Sejak ribuan tahun, gerhana matahari dan bulan memikat sekaligus mengguncang psikologi manusia. Bayangan yang tiba-tiba menyelimuti langit dianggap sebagai pertanda besar, kadang disambut dengan ritual pengusiran setan, persembahan korban, atau ramalan nasib.

Namun, Islam hadir meluruskan pandangan tersebut. Rasulullah ﷺ bersabda ketika terjadi gerhana di zamannya:
> «إِنَّ الشَّمْسَ وَالْقَمَرَ آيَتَانِ مِنْ آيَاتِ اللَّهِ لَا يَنْكَسِفَانِ لِمَوْتِ أَحَدٍ وَلَا لِحَيَاتِهِ، فَإِذَا رَأَيْتُمُوهُمَا فَادْعُوا اللَّهَ وَكَبِّرُوا وَصَلُّوا وَتَصَدَّقُوا»
“Sesungguhnya matahari dan bulan adalah dua tanda di antara tanda-tanda kebesaran Allah. Keduanya tidak gerhana karena mati atau hidupnya seseorang. Jika kalian melihatnya, maka berdoalah kepada Allah, bertakbirlah, shalatlah, dan bersedekahlah.”
(HR. Bukhari dan Muslim)

Hadits ini menjadi pembeda revolusioner antara cara pandang jahiliyah dan pendekatan tauhid yang rasional.

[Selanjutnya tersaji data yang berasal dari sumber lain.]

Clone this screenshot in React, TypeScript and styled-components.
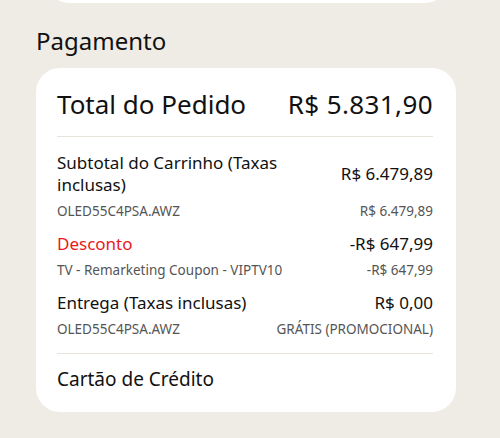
import React from "react";
import styled, { createGlobalStyle } from "styled-components";

const Global = createGlobalStyle`
  html, body { margin: 0; padding: 0; background: #efebe5; }
  body { font-family: "Noto Sans", "Open Sans", sans-serif; color: #111; }
`;

const Page = styled.div`
  width: 500px;
  height: 438px;
  overflow: hidden;
  display: flex;
  flex-direction: column;
  padding: 0 44px 0 36px;
  box-sizing: border-box;
`;

const TopCard = styled.div`
  margin: -20px 9px 0 11px;
  height: 23px;
  background: #fff;
  border-radius: 0 0 22px 22px;
  flex-shrink: 0;
`;

const Heading = styled.h2`
  margin: 21px 0 0 0;
  font-size: 24px;
  font-weight: 400;
  line-height: 34px;
  color: #111;
`;

const Card = styled.section`
  margin-top: 10px;
  background: #fff;
  border-radius: 24px;
  padding: 18px 23px 20px 21px;
  display: flex;
  flex-direction: column;
`;

const TotalRow = styled.div`
  display: flex;
  justify-content: space-between;
  align-items: baseline;
  font-size: 26px;
  line-height: 36px;
  padding-bottom: 14px;
  border-bottom: 1px solid #e8e3dc;
  span:last-child {
    letter-spacing: 0.4px;
  }
`;

const Group = styled.div`
  display: flex;
  flex-direction: column;
`;

const MainRow = styled.div<{ $danger?: boolean }>`
  display: flex;
  justify-content: space-between;
  align-items: center;
  gap: 20px;
  font-size: 17px;
  line-height: 22px;
  color: #111;
  span:first-child {
    color: ${(p) => (p.$danger ? "#e8191d" : "#111")};
  }
  span:last-child {
    white-space: nowrap;
  }
`;

const SubRow = styled.div`
  display: flex;
  justify-content: space-between;
  font-size: 13.5px;
  line-height: 18px;
  color: #555;
  margin-top: 6px;
`;

const Lines = styled.div`
  display: flex;
  flex-direction: column;
  gap: 13px;
  padding: 15px 0 15px;
  border-bottom: 1px solid #e8e3dc;
`;

const Method = styled.div`
  font-size: 19px;
  line-height: 26px;
  padding-top: 12px;
`;

export default function App() {
  return (
    <>
      <Global />
      <Page>
        <TopCard />
        <Heading>Pagamento</Heading>
        <Card>
          <TotalRow>
            <span>Total do Pedido</span>
            <span>R$ 5.831,90</span>
          </TotalRow>
          <Lines>
            <Group>
              <MainRow>
                <span>Subtotal do Carrinho (Taxas inclusas)</span>
                <span>R$ 6.479,89</span>
              </MainRow>
              <SubRow>
                <span>OLED55C4PSA.AWZ</span>
                <span>R$ 6.479,89</span>
              </SubRow>
            </Group>
            <Group>
              <MainRow $danger>
                <span>Desconto</span>
                <span>-R$ 647,99</span>
              </MainRow>
              <SubRow>
                <span>TV - Remarketing Coupon - VIPTV10</span>
                <span>-R$ 647,99</span>
              </SubRow>
            </Group>
            <Group>
              <MainRow>
                <span>Entrega (Taxas inclusas)</span>
                <span>R$ 0,00</span>
              </MainRow>
              <SubRow>
                <span>OLED55C4PSA.AWZ</span>
                <span>GRÁTIS (PROMOCIONAL)</span>
              </SubRow>
            </Group>
          </Lines>
          <Method>Cartão de Crédito</Method>
        </Card>
      </Page>
    </>
  );
}
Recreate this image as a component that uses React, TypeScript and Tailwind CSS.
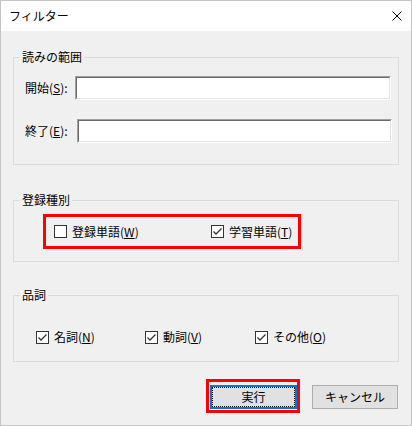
import type { ReactNode } from 'react'

// Windows 風のチェックボックス（13px の四角 + チェック）
function CheckBox({ checked }: { checked: boolean }) {
  return (
    <span className="flex h-[13px] w-[13px] shrink-0 items-center justify-center border border-[#333333] bg-white">
      {checked && (
        <svg viewBox="0 0 11 11" width="11" height="11" aria-hidden="true">
          <path d="M1.5 5.5 L4 8 L9.5 2.5" fill="none" stroke="#333333" strokeWidth="1.3" />
        </svg>
      )}
    </span>
  )
}

function Check({
  checked,
  label,
  keyChar,
  className = '',
}: {
  checked: boolean
  label: string
  keyChar: string
  className?: string
}) {
  return (
    <label className={`flex h-[16px] items-center gap-[5px] ${className}`}>
      <CheckBox checked={checked} />
      <span>
        {label}(<span className="underline">{keyChar}</span>)
      </span>
    </label>
  )
}

// グループボックス：枠線の上に見出しを重ねる
function GroupBox({
  title,
  className,
  children,
}: {
  title: string
  className: string
  children: ReactNode
}) {
  return (
    <div className={`relative border border-[#dcdcdc] ${className}`}>
      <span className="absolute left-[6px] top-[-9px] bg-[#f0f0f0] px-[2px] leading-[16px]">
        {title}
      </span>
      {children}
    </div>
  )
}

// くぼんだテキストボックス
function TextBox() {
  return (
    <div className="h-[24px] flex-1 border border-t-[#a0a0a0] border-l-[#a0a0a0] border-r-white border-b-white">
      <div className="h-full w-full border border-t-[#696969] border-l-[#696969] border-r-[#e3e3e3] border-b-[#e3e3e3] bg-white" />
    </div>
  )
}

export default function App() {
  return (
    <div
      className="h-[426px] w-[412px] border border-[#c4c4c4] bg-[#f0f0f0] text-[12px] leading-[16px] text-black"
      style={{ fontFamily: '"Noto Sans CJK JP", "Noto Sans", sans-serif' }}
    >
      {/* タイトルバー */}
      <div className="flex h-[30px] items-center justify-between bg-white pl-[8px] pr-[9px]">
        <span>フィルター</span>
        <svg viewBox="0 0 10 10" width="10" height="10" aria-hidden="true">
          <path d="M0.5 0.5 L9.5 9.5 M9.5 0.5 L0.5 9.5" stroke="#000" strokeWidth="1" />
        </svg>
      </div>

      <div className="flex flex-col px-[12px]">
        <GroupBox title="読みの範囲" className="mt-[26px] pt-[18px] pb-[21px]">
          <div className="flex items-center pl-[11px] pr-[7px]">
            <span className="w-[50px]">
              開始(<span className="underline">S</span>):
            </span>
            <TextBox />
          </div>
          <div className="mt-[19px] flex items-center pl-[11px] pr-[6px]">
            <span className="w-[52px]">
              終了(<span className="underline">E</span>):
            </span>
            <TextBox />
          </div>
        </GroupBox>

        <GroupBox title="登録種別" className="mt-[35px] pt-[13px] pb-[12px]">
          <div className="ml-[29px] flex h-[35px] w-[258px] items-center border-[3px] border-[#ff0000] pl-[8px]">
            <Check checked={false} label="登録単語" keyChar="W" className="w-[157px]" />
            <Check checked label="学習単語" keyChar="T" />
          </div>
        </GroupBox>

        <GroupBox title="品詞" className="mt-[33px] pt-[33px] pb-[16px]">
          <div className="flex pl-[22px]">
            <Check checked label="名詞" keyChar="N" className="w-[109px]" />
            <Check checked label="動詞" keyChar="V" className="w-[110px]" />
            <Check checked label="その他" keyChar="O" />
          </div>
        </GroupBox>

        <div className="mt-[23px] flex justify-end gap-[15px] pr-[1px]">
          <div className="relative">
            <button className="relative flex h-[24px] w-[87px] items-center justify-center border-2 border-[#0078d7] bg-[#e1e1e1]">
              <span className="absolute inset-0 border border-dotted border-black" />
              実行
            </button>
            <span className="pointer-events-none absolute -bottom-[4px] -left-[4px] -right-[3px] -top-[6px] border-[3px] border-[#ff0000]" />
          </div>
          <button className="flex h-[24px] w-[86px] items-center justify-center border border-[#adadad] bg-[#e1e1e1]">
            キャンセル
          </button>
        </div>
      </div>
    </div>
  )
}
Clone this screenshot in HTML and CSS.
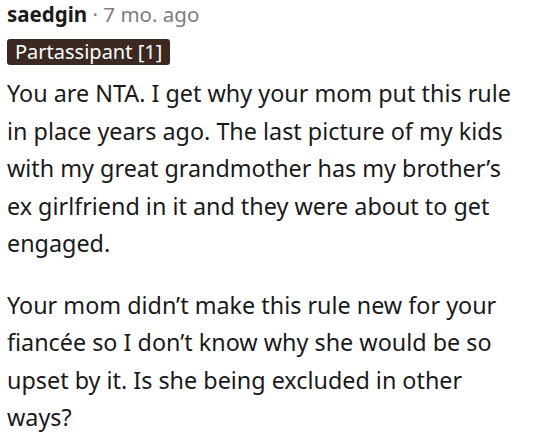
FILE: index.html
```html
<!DOCTYPE html>
<html>
<head>
<meta charset="utf-8">
<link rel="stylesheet" href="styles.css">
</head>
<body>
<div class="comment">
  <div class="meta"><span class="author">saedgin</span><span class="sep"> · </span><span class="time">7 mo. ago</span></div>
  <div class="flair-row"><span class="flair">Partassipant [1]</span></div>
  <div class="body">
    <p>You are NTA. I get why your mom put this rule in place years ago. The last picture of my kids with my great grandmother has my brother’s ex girlfriend in it and they were about to get engaged.</p>
    <p>Your mom didn’t make this rule new for your fiancée so I don’t know why she would be so upset by it. Is she being excluded in other ways?</p>
  </div>
</div>
</body>
</html>
```
FILE: styles.css
```css
html, body { margin: 0; padding: 0; background: #ffffff; }
body { width: 546px; height: 438px; overflow: hidden; }
.comment { padding: 0 24px 0 7px; }
.meta { font-family: "Noto Sans", sans-serif; font-size: 20.5px; line-height: 28px; color: #1c1c1c; }
.author { font-weight: 700; color: #1a1a1b; }
.sep, .time { color: #7c7c7c; }
.flair-row { margin-top: 11px; height: 26px; display: flex; align-items: stretch; }
.flair { background: #3b2922; color: #ffffff; font-family: "Noto Sans", sans-serif; font-size: 20px; line-height: 26px; padding: 0 8px; border-radius: 3px; }
.body { font-family: "Noto Sans", sans-serif; font-size: 23.35px; line-height: 37.5px; color: #1a1a1b; margin-top: 10px; }
.body p { margin: 0 0 24px 0; }
.body p:last-child { margin-bottom: 0; }
```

*???? Gerhana dalam Peradaban Kuno: Antara Mitos dan Ketakutan*

1. Mesopotamia dan Babilonia

Bangsa Babilonia adalah pelopor pencatatan gerhana (sekitar 1000 SM). Namun, secara antropologis, mereka mengaitkan gerhana dengan kutukan terhadap raja. Dalam psikologi kekuasaan mereka, bayangan langit berarti bayangan ancaman. Solusinya: mereka sering mengangkat “raja pengganti” untuk mengalihkan kutukan.

2. Mesir Kuno

Gerhana dianggap pertarungan dewa matahari Ra dengan ular raksasa Apep. Upacara dilakukan dengan membuat kegaduhan—memukul gong dan genderang—untuk “mengusir Apep”.

3. Tiongkok Kuno

Mitologi Tiongkok menyebutkan naga langit memakan matahari atau bulan. Komunikasi massa saat itu berupa ritual komunal dengan bunyi-bunyian agar naga melepaskan cahayanya.

4. India (Hindu)

Dalam mitologi Hindu, Rahu—makhluk yang kepalanya dipenggal—berusaha menelan matahari atau bulan. Ritualnya: mandi di sungai suci seperti Gangga untuk membersihkan diri dari pengaruh buruk.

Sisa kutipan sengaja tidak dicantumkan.